Surveillance video caught the car in an alley off Escondido Blvd. creeping toward the street, as the shooter stalked a rival gang member.
After the shooter got out of his car and gunned down the man in the middle of a busy street, there were 12 shell casings left at the scene.
The casings were collected and put into the NIBIN system.
In the 24-hour window before the digital search could reveal a lead, the pair got a tip on where the gun could be. They recovered it and found the serial number was obliterated.
Rice and Rodelo went to San Diego Sheriff's Department Criminologist Scott Hoopes for his expertise in serial restoration.

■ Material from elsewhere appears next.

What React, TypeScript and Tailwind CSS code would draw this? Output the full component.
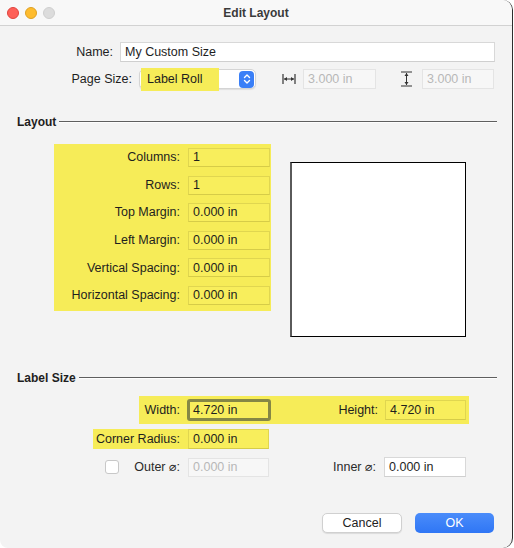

Hoopes told 10News the metal underneath the serial number still reacts to certain acids. Even though it's completely smooth on the surface, Hoopes can sometimes manipulate the acid reactions and bring the number back. That's what Hoopes did with the gun.
These technologies are putting a bull's eye on the bad guys. The NIBIN system's images have led to 110,000 hits giving investigators a wealth of knowledge from seemingly unrelated crimes, sometimes from the other side of the country, now connected by a firearm.
These hits allow investigators to get surveillance video, the makes of cars, license plates, or other pieces of evidence from one scene and use it in the other cases involving that same gun.
That gets law enforcement much closer to finding the shooter and making the arrest.